### WHAT YOU ARE ASKED TO DO
Extract every line of the material that holds the string "with".

Source data

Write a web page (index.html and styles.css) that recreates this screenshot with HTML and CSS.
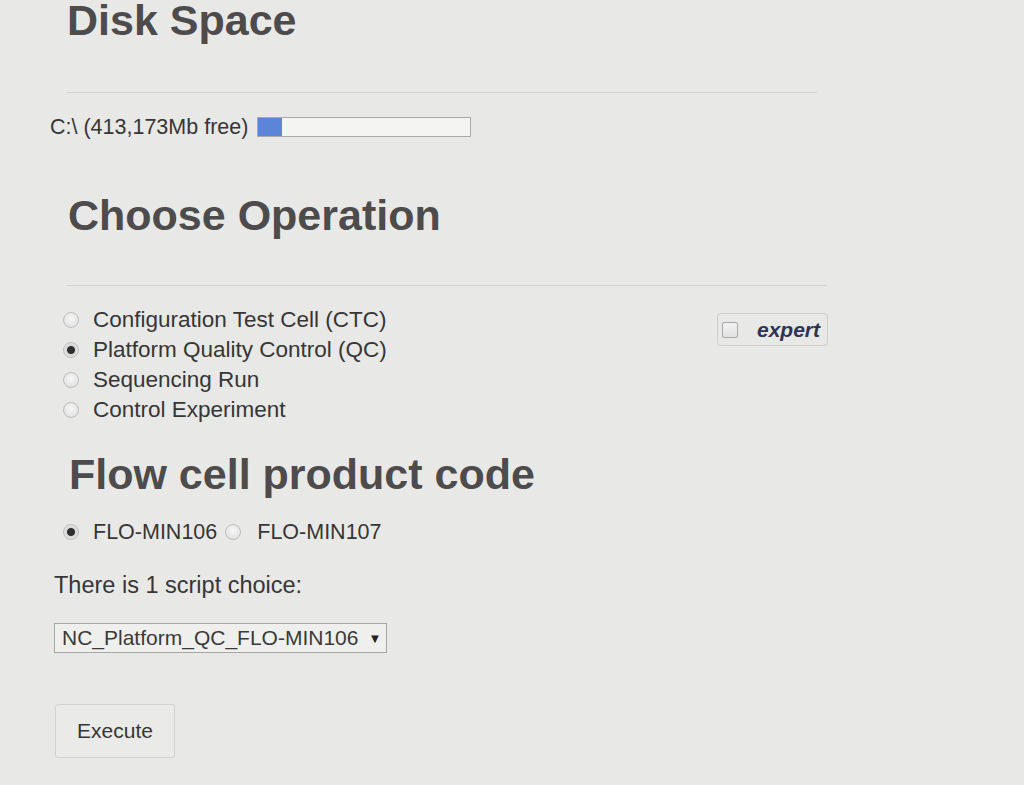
FILE: index.html
```html
<!DOCTYPE html>
<html>
<head>
<meta charset="utf-8">
<link rel="stylesheet" href="styles.css">
</head>
<body>
<div class="page">
  <h1 class="title t-disk">Disk Space</h1>
  <hr class="rule">
  <div class="disk-row">
    <span class="disk-label">C:\ (413,173Mb free)</span>
    <span class="bar"><span class="bar-fill" style="width:11%"></span></span>
  </div>

  <h1 class="title t-op">Choose Operation</h1>
  <hr class="rule rule-op">
  <div class="op-section">
    <div class="radio-list">
      <label class="radio-row"><input type="radio" name="op" class="radio"><span>Configuration Test Cell (CTC)</span></label>
      <label class="radio-row"><input type="radio" name="op" class="radio" checked><span>Platform Quality Control (QC)</span></label>
      <label class="radio-row"><input type="radio" name="op" class="radio"><span>Sequencing Run</span></label>
      <label class="radio-row"><input type="radio" name="op" class="radio"><span>Control Experiment</span></label>
    </div>
    <label class="expert"><input type="checkbox" class="check"><span class="expert-text">expert</span></label>
  </div>

  <h1 class="title t-flow">Flow cell product code</h1>
  <div class="flow-row">
    <label class="radio-row small"><input type="radio" name="fc" class="radio" checked><span>FLO-MIN106</span></label>
    <label class="radio-row small second"><input type="radio" name="fc" class="radio"><span>FLO-MIN107</span></label>
  </div>

  <p class="choice">There is 1 script choice:</p>
  <div class="select"><span>NC_Platform_QC_FLO-MIN106</span><span class="arrow">▼</span></div>

  <button class="execute">Execute</button>
</div>
</body>
</html>
```

FILE: styles.css
```css
html, body {
  margin: 0;
  padding: 0;
  background: #e8e8e6;
  height: 100%;
  overflow: hidden;
}
.page {
  padding-left: 50px;
  padding-top: 1px;
  font-family: "Liberation Sans", Arial, sans-serif;
  color: #363636;
}
.title {
  margin: 0;
  font-size: 43px;
  line-height: 48px;
  font-weight: bold;
  color: #4d4b4b;
}
.t-disk { margin-top: -1px; margin-left: 17px; line-height: 40px; }
.t-op { margin-top: 54px; margin-left: 18px; }
.t-flow { margin-top: 25px; margin-left: 19px; }
.rule {
  border: 0;
  height: 1px;
  background: #d4d4d2;
  margin: 52px 0 0 17px;
  width: 750px;
}
.rule-op { margin-top: 46px; width: 760px; }
.disk-row {
  display: flex;
  align-items: center;
  margin-top: 24px;
  height: 20px;
  font-size: 21.5px;
}
.disk-label { margin-right: 9px; }
.bar {
  width: 212px;
  height: 18px;
  border: 1px solid #a9a9a9;
  background: #f4f4f2;
  display: flex;
}
.bar-fill {
  background: #5b86d8;
  height: 100%;
}
.op-section {
  display: flex;
  margin-top: 19px;
  width: 778px;
}
.radio-list {
  display: flex;
  flex-direction: column;
}
.radio-row {
  display: flex;
  align-items: center;
  height: 30px;
  font-size: 22.5px;
  color: #363636;
}
.radio-row.small { font-size: 21.5px; }
.radio {
  appearance: none;
  -webkit-appearance: none;
  width: 16px;
  height: 16px;
  margin: 0 14px 0 13px;
  border-radius: 50%;
  border: 1px solid #bdbdbd;
  background: radial-gradient(circle at 50% 40%, #f6f6f6 0%, #dcdcdc 100%);
  box-sizing: border-box;
}
.radio:checked {
  background: radial-gradient(circle, #2e2e2e 0 3.5px, #d8d8d8 4.5px, #ececec 100%);
}
.expert {
  margin-left: auto;
  margin-top: 8px;
  align-self: flex-start;
  display: flex;
  align-items: center;
  height: 31px;
  width: 109px;
  border: 1px solid #cfcfcd;
  border-radius: 4px;
}
.check {
  appearance: none;
  -webkit-appearance: none;
  width: 16px;
  height: 16px;
  margin: 0 0 0 4px;
  border: 1px solid #a8a8a8;
  border-radius: 2px;
  background: linear-gradient(#f2f2f2, #e0e0e0);
  box-sizing: border-box;
}
.expert-text {
  margin-left: 19px;
  font-style: italic;
  font-weight: bold;
  font-size: 21px;
  color: #2f3450;
}
.flow-row {
  display: flex;
  margin-top: 19px;
}
.flow-row .second .radio { margin-left: 8px; margin-right: 16px; }
.choice {
  margin: 25px 0 0 4px;
  font-size: 23.5px;
  line-height: 26px;
  color: #363636;
}
.select {
  margin: 25px 0 0 4px;
  width: 324px;
  height: 28px;
  border: 1px solid #a6a6a6;
  background: #efefed;
  display: flex;
  align-items: center;
  padding-left: 7px;
  font-size: 21px;
  color: #3a3a3a;
}
.arrow {
  font-size: 13px;
  margin-left: 10px;
  color: #222;
}
.execute {
  display: block;
  margin: 51px 0 0 5px;
  width: 120px;
  height: 54px;
  border: 1px solid #d2d2d0;
  border-radius: 3px;
  background: #eaeae8;
  font-family: "Liberation Sans", Arial, sans-serif;
  font-size: 21px;
  color: #363636;
}
```
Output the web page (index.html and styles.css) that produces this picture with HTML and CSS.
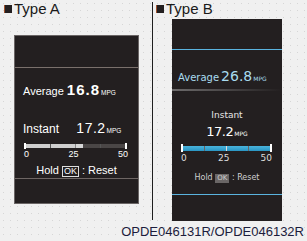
FILE: index.html
```html
<!DOCTYPE html>
<html lang="en">
<head>
    <meta charset="UTF-8">
    <title>Trip Computer - Fuel Economy</title>
    <link rel="stylesheet" href="styles.css">
</head>
<body>
    <div class="figure">
        <div class="col col-a">
            <div class="type-title"><span class="sq"></span>Type A</div>
            <div class="panel-a">
                <div class="top-a"></div>
                <div class="avg-a">Average <b>16.8</b><span class="unit">MPG</span></div>
                <div class="inst-a">Instant <span class="num">17.2</span><span class="unit">MPG</span></div>
                <div class="bar bar-a">
                    <span class="seg on"></span><span class="seg on"></span><span class="seg half"></span><span class="seg"></span>
                </div>
                <div class="scale scale-a"><span>0</span><span>25</span><span>50</span></div>
                <div class="hold-a">Hold <span class="ok">OK</span> : Reset</div>
                <div class="line-a"></div>
            </div>
        </div>
        <div class="divider"></div>
        <div class="col col-b">
            <div class="type-title"><span class="sq"></span>Type B</div>
            <div class="panel-b">
                <div class="top-b"></div>
                <div class="avg-b">Average<span class="num">26.8</span><span class="unit">MPG</span></div>
                <div class="glow"></div>
                <div class="inst-b">Instant</div>
                <div class="inst-b-num">17.2<span class="unit">MPG</span></div>
                <div class="bar bar-b">
                    <span class="seg"></span><span class="seg"></span><span class="seg mid"></span><span class="seg"></span>
                </div>
                <div class="scale scale-b"><span>0</span><span>25</span><span>50</span></div>
                <div class="hold-b">Hold <span class="ok">OK</span> : Reset</div>
                <div class="line-b"></div>
            </div>
        </div>
    </div>
    <div class="caption">OPDE046131R/OPDE046132R</div>
</body>
</html>
```

FILE: styles.css
```css
body {
    margin: 0;
    width: 307px;
    height: 241px;
    overflow: hidden;
    font-family: "Liberation Sans", Arial, sans-serif;
    background-color: #f0f0f0;
    background-image: radial-gradient(#d6d6d6 0.7px, transparent 1px);
    background-size: 7px 7px;
}
.figure {
    display: grid;
    grid-template-columns: 152px 1px 154px;
    height: 221px;
}
.divider {
    margin-top: 2px;
    height: 218px;
    background-color: #1e1e1e;
}
.type-title {
    display: flex;
    align-items: center;
    margin-top: 2px;
    font-size: 15px;
    line-height: 14px;
    color: #1a1a1a;
}
.sq {
    width: 8px;
    height: 8px;
    margin-right: 2px;
    background-color: #231f20;
    border-left: 1px solid #a0522d;
    box-sizing: border-box;
}
.col-a .type-title { padding-left: 4px; }
.col-b .type-title { padding-left: 3px; }

/* Type A */
.panel-a {
    box-sizing: border-box;
    width: 125px;
    height: 169px;
    margin: 19px 0 0 14px;
    background-color: #231f20;
    border: 1px solid #6a6565;
    color: #fff;
}
.top-a {
    height: 31px;
    border-bottom: 1px solid #7a706c;
}
.avg-a {
    margin-top: 13px;
    padding-left: 8px;
    font-size: 11px;
    line-height: 18px;
}
.avg-a b {
    font-size: 15px;
    letter-spacing: 1px;
}
.unit {
    font-size: 6.5px;
    margin-left: 1px;
}
.inst-a {
    margin-top: 18px;
    padding-left: 8px;
    font-size: 12px;
    line-height: 16px;
}
.inst-a .num {
    margin-left: 14px;
    font-size: 14px;
    letter-spacing: 0.5px;
}
.bar {
    display: flex;
    position: relative;
    border-left: 2px solid #fff;
    border-right: 2px solid #fff;
    box-sizing: border-box;
}
.seg {
    flex: 1;
    border-left: 1px solid #555;
}
.seg:first-child { border-left: none; }
.bar-a {
    width: 103px;
    height: 6px;
    margin: 4px 0 0 9px;
    padding: 1px 0;
}
.bar-a .seg { background-color: #4a4646; }
.bar-a .seg.on { background-color: #cfcfcf; }
.bar-a .seg.half { background: linear-gradient(90deg, #d6d6d6 28%, #4a4646 28%); border-left-color: #888; }
.scale {
    display: flex;
    justify-content: space-between;
    font-size: 9px;
    line-height: 10px;
}
.scale-a {
    width: 104px;
    margin-left: 9px;
    color: #fff;
}
.hold-a {
    margin-top: 5px;
    text-align: center;
    font-size: 11px;
    line-height: 13px;
}
.hold-a .ok {
    display: inline-block;
    padding: 0 1px;
    font-size: 9px;
    line-height: 9px;
    border: 1px solid #ddd;
}
.line-a {
    margin-top: 1px;
    height: 1px;
    background-color: #6e6664;
}

/* Type B */
.panel-b {
    width: 110px;
    height: 202px;
    margin: 3px 0 0 19px;
    background-color: #231f20;
    color: #fff;
    font-family: "DejaVu Sans", sans-serif;
}
.top-b {
    height: 30px;
    border-bottom: 1px solid #5ab3df;
}
.avg-b {
    margin-top: 18px;
    padding-left: 6px;
    font-size: 10px;
    line-height: 16px;
    color: #a9dcef;
}
.avg-b .num {
    margin-left: 2px;
    font-size: 14px;
}
.avg-b .unit { font-size: 6px; }
.glow {
    margin-top: 2px;
    height: 2px;
    background: linear-gradient(90deg, rgba(170, 170, 170, 0.55), rgba(120, 120, 120, 0.25) 70%, transparent);
}
.inst-b {
    margin-top: 19px;
    text-align: center;
    font-size: 9px;
    line-height: 11px;
    color: #e6e6e6;
}
.inst-b-num {
    margin-top: 3px;
    text-align: center;
    font-size: 13px;
    line-height: 15px;
    letter-spacing: -0.5px;
}
.inst-b-num .unit {
    font-size: 6px;
    letter-spacing: 0;
}
.bar-b {
    width: 91px;
    height: 8px;
    margin: 3px 0 0 9px;
    padding: 2px 0 1px;
}
.bar-b .seg {
    background: linear-gradient(#49b3dc, #2a95c3);
    border-left-color: #666;
}
.bar-b .seg.mid { border-left: 1px solid #ddd; }
.scale-b {
    width: 91px;
    margin: 1px 0 0 9px;
    color: #ddd;
}
.hold-b {
    margin-top: 10px;
    text-align: center;
    font-size: 8px;
    line-height: 10px;
    color: #cfcfcf;
}
.hold-b .ok {
    display: inline-block;
    padding: 0 2px;
    font-size: 7px;
    line-height: 9px;
    background-color: #6a6666;
    color: #ccc;
}
.line-b {
    margin-top: 11px;
    height: 1px;
    background-color: #5ab3df;
}

.caption {
    margin-top: 4px;
    padding-right: 3px;
    text-align: right;
    font-size: 13px;
    line-height: 14px;
    color: #1c1c3c;
}
```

### FINAL RESULT
Write a web page (index.html and styles.css) that recreates this screenshot with HTML and CSS.
Output the web page (index.html and styles.css) that produces this picture with HTML and CSS.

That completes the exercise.